I Only Know 17 Things: What I’ve Learned about Abuse

This is not a narrative I feel comfortable owning. My life, our four-family, this home is so filled with awesome. I need to be clear that my own four-family is not connected to this advice. We are all safe and loved. Ridiculously adored, and over-loved in an effort to avoid multiple generations of this level of insanity. (Many thanks to my spouse who is an unwavering rock in my narrative.) This is my narrative and it does NOT belong to the sweet O’s.

Here is what I’ve learned. I hope it helps even one person.

What I know:

1. It is okay to be done.
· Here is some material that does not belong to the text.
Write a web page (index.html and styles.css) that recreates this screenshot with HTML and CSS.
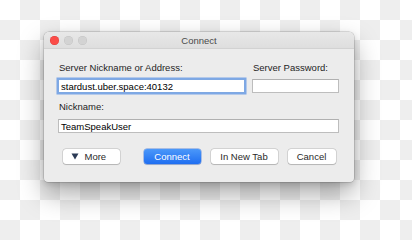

At 35 years old I’ve decided this isn’t my story anymore.

2. It is okay to decide you won’t be a victim anymore.

3. It is okay to block phone numbers.

4. It is okay to scream really fucking loud as a defense.

5. It is okay to still love the person who abuses you.

6. Abuse doesn’t really change. Even if there are several years of comfort… it still looks the same.

7. It is okay to feel so broken it hurts to move.

8. I repeat. It is okay that it hurts to move.

9. It is okay to immediately seek therapy.

10. It is okay to file an order of protection, because your fear is real.

11. It is okay that size doesn’t matter. Abusers are beyond size.

12. It is okay that it sounds unbelievable.

13. Abuse takes on many forms. An abuser is someone who uses a position of power to manipulate you into feeling uncomfortable and forces/encourages/strongly suggests you should engage in something you don’t want to do.

14. Abuse can be physical, emotional, and financial. A triple threat is crippling.

15. Abuse does not have to make sense. If you are forced or manipulated or feel coerced into doing something you don’t want to do, that is a form of abuse.

16. Abusers are typically victims of abuse. That doesn’t make it okay.

17. It is okay to feel really broken.

I think I have learned 17 things.

1 thought on “I Only Know 17 Things: What I’ve Learned about Abuse”

  1. Hear, Hear. I can add one: It isn’t selfish to be happy. . . . . took me to age 60 for that one to sink in. Oh, one more. It isn’t wrong to own and share one’s experiences of life. In fact, being honest about our experiences can help others to know they aren’t alone in theirs.